Task to carry out: Of the records that follow, copy only the lines from the line containing "Write the Tailwind" to the line containing "font-['Inter',sans-serif] text-[25px] leading-9", both included, exactly as written.

Entries shown:
--------------------------------

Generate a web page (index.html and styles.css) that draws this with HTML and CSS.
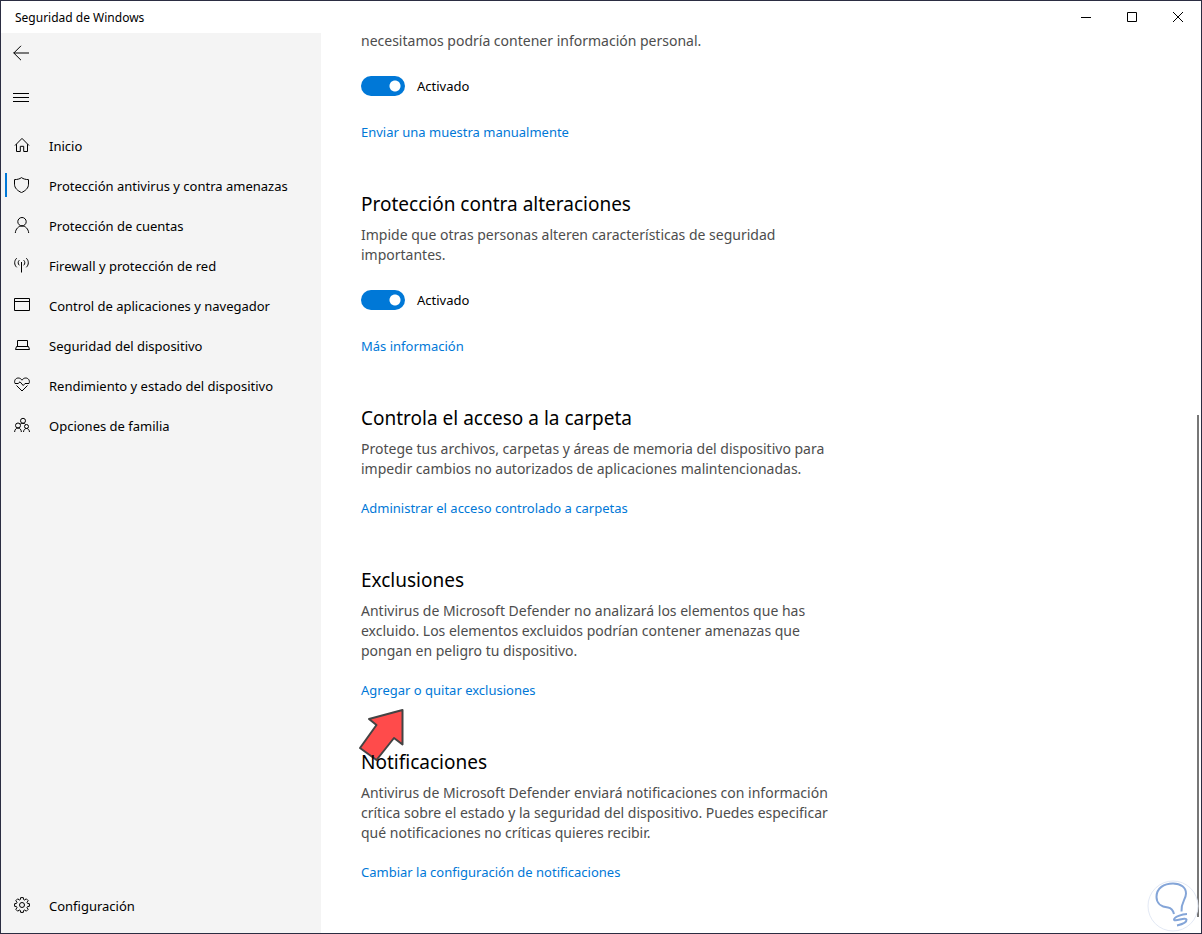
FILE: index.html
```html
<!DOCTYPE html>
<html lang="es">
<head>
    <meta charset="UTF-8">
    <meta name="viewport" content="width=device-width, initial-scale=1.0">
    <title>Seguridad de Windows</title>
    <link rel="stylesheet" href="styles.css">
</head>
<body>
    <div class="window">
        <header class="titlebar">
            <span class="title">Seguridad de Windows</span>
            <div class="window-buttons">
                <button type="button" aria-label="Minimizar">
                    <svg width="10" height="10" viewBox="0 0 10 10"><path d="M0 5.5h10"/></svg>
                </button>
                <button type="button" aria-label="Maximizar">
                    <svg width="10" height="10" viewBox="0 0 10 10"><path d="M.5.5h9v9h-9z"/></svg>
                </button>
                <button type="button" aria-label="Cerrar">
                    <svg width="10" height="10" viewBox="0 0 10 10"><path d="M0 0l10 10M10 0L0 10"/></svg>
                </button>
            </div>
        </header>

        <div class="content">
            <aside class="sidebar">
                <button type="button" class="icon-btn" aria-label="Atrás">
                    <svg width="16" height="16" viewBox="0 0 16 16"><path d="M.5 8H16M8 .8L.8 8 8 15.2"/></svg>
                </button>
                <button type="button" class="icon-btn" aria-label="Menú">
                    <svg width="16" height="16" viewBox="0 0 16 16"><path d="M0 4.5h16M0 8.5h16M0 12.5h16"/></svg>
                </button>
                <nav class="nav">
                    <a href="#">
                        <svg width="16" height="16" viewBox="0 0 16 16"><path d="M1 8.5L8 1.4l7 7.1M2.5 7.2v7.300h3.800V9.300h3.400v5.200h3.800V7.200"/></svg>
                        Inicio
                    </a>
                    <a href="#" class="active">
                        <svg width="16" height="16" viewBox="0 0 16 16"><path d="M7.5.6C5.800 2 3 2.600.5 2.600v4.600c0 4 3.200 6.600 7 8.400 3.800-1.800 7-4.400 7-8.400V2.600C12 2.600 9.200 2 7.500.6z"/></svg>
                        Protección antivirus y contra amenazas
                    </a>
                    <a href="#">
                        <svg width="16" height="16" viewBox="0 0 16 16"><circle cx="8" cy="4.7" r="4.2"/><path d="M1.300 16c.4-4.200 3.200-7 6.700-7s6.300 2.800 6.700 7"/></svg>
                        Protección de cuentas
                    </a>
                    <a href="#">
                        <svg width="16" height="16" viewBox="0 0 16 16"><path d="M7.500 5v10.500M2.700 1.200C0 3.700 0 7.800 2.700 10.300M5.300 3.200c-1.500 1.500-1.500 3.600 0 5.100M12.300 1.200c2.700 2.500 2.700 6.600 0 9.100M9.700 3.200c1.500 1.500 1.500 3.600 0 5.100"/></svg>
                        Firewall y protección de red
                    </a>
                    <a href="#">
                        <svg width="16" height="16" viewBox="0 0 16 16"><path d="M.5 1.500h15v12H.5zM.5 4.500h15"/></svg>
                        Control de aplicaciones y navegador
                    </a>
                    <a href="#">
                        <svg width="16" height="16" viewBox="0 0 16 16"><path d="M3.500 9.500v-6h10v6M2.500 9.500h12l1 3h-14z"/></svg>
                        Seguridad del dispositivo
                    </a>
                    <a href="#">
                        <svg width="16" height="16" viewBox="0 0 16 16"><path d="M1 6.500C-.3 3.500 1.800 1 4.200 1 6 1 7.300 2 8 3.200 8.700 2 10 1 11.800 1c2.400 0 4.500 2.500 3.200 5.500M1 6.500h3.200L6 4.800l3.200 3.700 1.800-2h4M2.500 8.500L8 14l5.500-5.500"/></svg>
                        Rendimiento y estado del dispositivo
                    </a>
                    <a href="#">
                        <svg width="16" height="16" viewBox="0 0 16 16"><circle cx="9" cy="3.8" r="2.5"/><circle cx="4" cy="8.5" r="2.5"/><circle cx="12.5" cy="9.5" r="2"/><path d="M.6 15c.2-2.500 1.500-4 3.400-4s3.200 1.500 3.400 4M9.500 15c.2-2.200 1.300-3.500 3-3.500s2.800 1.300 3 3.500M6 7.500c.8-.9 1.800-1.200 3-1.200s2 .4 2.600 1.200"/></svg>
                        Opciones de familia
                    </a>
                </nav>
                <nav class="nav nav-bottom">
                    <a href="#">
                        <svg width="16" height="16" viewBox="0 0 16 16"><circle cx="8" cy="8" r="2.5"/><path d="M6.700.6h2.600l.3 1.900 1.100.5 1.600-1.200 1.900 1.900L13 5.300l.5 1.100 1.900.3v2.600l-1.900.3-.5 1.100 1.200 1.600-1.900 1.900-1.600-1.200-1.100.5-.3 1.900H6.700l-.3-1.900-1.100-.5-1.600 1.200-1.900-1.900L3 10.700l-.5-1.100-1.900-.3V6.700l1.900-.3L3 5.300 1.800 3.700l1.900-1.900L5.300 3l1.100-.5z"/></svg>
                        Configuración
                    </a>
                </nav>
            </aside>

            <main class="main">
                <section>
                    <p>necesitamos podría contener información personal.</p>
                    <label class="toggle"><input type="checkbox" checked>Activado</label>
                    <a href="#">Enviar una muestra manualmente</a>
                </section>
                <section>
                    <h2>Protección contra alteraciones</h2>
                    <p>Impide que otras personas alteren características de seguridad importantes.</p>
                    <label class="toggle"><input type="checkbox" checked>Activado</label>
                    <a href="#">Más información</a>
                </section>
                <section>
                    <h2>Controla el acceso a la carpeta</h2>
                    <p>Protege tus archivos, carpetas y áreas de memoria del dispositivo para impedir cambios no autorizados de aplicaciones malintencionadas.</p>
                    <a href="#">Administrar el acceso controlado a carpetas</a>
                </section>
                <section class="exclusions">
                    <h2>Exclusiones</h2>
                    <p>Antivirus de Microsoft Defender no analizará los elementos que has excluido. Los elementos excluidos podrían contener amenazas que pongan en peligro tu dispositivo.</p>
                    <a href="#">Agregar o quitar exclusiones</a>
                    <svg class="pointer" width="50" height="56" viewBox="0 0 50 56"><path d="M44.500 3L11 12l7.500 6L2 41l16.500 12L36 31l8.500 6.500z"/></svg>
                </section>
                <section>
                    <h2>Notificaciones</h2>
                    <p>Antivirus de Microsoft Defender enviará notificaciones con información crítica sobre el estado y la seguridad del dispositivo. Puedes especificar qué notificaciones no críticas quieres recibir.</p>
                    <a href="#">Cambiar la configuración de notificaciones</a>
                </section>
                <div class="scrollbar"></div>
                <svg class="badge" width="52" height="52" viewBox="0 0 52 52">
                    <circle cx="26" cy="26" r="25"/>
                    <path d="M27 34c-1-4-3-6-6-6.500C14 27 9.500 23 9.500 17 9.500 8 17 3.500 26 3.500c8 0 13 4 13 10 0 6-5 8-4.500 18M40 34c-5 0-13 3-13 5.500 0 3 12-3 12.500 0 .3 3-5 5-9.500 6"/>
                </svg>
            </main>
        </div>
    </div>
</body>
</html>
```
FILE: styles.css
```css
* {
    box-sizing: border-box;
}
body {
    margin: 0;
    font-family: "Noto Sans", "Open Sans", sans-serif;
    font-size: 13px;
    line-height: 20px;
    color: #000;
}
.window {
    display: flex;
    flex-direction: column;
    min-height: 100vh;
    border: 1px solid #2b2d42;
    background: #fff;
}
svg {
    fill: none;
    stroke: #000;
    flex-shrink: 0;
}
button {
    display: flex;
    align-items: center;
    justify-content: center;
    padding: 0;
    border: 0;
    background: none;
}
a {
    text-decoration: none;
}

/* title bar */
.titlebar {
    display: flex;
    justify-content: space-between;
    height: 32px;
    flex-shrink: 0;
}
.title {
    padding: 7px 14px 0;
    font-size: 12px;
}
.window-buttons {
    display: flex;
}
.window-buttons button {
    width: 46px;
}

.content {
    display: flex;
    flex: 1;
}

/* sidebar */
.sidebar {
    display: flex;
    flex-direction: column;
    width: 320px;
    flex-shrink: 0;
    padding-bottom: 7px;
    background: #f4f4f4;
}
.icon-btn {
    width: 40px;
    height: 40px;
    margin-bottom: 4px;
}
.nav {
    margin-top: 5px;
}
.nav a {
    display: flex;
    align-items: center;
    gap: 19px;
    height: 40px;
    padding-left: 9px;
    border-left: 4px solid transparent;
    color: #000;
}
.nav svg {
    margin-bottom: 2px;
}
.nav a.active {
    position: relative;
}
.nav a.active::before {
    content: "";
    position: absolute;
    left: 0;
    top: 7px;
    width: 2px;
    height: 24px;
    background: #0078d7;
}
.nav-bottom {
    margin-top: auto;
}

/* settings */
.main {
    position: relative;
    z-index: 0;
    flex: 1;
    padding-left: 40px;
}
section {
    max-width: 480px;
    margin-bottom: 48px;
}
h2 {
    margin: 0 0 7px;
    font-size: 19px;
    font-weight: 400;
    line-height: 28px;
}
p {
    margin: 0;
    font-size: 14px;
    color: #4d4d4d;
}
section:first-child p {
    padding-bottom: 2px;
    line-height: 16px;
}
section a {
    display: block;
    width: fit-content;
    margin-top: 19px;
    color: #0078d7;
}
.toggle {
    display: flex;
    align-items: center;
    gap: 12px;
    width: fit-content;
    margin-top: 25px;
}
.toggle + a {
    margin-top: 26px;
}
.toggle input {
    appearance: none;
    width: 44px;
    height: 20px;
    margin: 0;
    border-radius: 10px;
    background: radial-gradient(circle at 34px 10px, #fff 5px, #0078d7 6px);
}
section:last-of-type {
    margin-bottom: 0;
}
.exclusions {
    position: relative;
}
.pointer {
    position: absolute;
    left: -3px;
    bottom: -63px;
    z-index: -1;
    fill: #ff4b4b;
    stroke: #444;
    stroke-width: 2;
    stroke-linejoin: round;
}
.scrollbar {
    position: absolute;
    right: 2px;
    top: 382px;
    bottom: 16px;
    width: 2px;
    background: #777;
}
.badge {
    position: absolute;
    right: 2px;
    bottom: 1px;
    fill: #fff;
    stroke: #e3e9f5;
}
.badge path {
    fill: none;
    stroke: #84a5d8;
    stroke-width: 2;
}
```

--------------------------------

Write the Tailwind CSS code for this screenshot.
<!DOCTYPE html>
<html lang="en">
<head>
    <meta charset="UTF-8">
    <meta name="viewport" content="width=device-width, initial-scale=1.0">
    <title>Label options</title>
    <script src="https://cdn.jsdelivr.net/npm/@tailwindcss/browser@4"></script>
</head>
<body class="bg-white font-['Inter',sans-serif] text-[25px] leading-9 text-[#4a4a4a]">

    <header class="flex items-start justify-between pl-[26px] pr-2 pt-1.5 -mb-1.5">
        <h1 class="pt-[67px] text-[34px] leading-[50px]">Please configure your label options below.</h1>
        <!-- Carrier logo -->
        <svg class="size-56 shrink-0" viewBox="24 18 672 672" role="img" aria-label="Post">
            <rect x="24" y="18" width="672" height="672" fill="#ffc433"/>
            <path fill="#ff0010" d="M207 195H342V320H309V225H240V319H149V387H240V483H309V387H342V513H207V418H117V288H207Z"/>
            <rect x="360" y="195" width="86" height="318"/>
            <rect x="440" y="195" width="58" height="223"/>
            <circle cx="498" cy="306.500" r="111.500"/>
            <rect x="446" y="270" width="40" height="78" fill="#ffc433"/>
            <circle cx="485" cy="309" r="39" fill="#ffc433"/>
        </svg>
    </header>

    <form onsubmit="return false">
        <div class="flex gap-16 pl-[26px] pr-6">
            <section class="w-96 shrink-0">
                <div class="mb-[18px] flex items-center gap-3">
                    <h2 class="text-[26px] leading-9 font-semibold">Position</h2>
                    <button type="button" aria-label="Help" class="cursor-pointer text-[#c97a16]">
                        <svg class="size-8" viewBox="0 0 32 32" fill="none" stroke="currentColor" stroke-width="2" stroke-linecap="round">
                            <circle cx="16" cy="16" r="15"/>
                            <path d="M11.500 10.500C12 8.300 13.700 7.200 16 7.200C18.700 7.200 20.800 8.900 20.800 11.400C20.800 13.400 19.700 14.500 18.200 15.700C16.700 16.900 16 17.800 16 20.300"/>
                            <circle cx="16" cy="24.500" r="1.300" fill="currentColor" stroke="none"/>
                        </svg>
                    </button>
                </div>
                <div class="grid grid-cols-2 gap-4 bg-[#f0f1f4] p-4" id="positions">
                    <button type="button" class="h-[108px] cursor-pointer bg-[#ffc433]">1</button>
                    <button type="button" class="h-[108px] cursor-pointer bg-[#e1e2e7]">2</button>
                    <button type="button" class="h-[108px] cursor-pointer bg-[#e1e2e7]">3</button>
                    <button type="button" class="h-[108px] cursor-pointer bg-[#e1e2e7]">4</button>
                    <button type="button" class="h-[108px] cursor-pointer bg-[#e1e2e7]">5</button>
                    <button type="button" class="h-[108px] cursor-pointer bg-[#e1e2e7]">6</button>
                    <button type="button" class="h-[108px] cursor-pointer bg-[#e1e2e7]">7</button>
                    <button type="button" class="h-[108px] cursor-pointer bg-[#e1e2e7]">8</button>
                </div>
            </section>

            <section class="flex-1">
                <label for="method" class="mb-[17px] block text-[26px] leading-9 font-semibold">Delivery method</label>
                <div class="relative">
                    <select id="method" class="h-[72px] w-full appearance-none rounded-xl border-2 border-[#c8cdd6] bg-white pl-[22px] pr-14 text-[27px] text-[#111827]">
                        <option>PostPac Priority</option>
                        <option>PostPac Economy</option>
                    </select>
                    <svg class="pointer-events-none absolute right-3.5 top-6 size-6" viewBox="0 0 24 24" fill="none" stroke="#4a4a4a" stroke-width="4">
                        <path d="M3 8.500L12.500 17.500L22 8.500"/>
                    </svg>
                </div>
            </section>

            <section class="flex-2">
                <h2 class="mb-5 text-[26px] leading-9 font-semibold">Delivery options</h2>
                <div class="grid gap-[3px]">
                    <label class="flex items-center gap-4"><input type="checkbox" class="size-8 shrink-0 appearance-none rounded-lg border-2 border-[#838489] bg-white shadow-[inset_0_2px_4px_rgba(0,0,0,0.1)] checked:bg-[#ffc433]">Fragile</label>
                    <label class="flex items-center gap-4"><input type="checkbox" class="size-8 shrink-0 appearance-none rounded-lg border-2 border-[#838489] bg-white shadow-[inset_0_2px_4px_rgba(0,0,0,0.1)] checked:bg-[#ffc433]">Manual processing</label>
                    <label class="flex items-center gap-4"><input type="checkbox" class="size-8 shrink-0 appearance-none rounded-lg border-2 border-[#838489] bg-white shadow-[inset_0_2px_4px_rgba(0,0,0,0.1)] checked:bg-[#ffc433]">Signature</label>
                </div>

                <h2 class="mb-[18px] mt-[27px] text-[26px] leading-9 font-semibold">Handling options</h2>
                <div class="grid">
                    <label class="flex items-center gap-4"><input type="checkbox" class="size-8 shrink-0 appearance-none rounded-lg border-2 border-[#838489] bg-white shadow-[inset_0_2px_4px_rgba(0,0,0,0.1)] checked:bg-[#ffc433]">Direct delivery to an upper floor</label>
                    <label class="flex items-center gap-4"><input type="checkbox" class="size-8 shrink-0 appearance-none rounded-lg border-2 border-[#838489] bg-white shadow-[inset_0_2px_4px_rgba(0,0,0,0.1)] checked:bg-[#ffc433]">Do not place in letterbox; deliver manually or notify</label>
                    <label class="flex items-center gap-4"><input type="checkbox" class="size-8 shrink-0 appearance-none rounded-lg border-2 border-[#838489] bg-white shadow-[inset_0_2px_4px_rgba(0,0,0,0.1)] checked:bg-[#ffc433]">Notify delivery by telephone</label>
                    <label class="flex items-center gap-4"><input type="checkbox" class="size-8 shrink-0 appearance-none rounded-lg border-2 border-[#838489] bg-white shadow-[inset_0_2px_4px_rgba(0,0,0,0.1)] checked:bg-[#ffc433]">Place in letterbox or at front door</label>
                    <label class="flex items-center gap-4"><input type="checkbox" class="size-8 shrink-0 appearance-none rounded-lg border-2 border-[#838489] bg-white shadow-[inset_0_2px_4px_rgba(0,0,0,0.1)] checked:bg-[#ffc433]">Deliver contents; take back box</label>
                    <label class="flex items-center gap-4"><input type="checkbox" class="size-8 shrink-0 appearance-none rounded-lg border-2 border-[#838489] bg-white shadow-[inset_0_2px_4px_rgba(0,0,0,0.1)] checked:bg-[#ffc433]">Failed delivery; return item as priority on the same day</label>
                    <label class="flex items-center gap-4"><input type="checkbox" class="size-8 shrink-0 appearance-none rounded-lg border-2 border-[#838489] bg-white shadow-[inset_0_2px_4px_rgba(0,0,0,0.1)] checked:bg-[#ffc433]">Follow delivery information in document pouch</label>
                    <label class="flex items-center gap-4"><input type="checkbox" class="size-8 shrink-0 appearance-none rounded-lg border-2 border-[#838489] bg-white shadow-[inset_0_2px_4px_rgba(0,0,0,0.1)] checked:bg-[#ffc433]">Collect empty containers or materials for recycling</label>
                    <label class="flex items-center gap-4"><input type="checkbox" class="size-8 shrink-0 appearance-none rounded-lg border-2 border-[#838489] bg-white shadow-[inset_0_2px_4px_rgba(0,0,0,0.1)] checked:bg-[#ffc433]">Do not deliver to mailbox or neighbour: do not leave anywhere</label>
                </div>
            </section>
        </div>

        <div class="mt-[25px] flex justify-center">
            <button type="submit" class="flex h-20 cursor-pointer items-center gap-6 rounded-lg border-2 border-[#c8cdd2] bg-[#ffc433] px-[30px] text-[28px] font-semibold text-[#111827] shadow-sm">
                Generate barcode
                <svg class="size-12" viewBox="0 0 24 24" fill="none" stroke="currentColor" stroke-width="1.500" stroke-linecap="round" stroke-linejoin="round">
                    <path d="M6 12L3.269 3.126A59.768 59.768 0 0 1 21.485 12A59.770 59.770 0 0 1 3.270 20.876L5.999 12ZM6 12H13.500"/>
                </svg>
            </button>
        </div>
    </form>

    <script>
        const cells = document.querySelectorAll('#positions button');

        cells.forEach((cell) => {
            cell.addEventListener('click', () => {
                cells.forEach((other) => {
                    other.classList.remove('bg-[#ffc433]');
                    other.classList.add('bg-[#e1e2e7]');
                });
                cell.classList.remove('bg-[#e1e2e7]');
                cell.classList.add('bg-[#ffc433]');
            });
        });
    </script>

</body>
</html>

--------------------------------

Full answer:
Write the Tailwind CSS code for this screenshot.
<!DOCTYPE html>
<html lang="en">
<head>
    <meta charset="UTF-8">
    <meta name="viewport" content="width=device-width, initial-scale=1.0">
    <title>Label options</title>
    <script src="https://cdn.jsdelivr.net/npm/@tailwindcss/browser@4"></script>
</head>
<body class="bg-white font-['Inter',sans-serif] text-[25px] leading-9 text-[#4a4a4a]">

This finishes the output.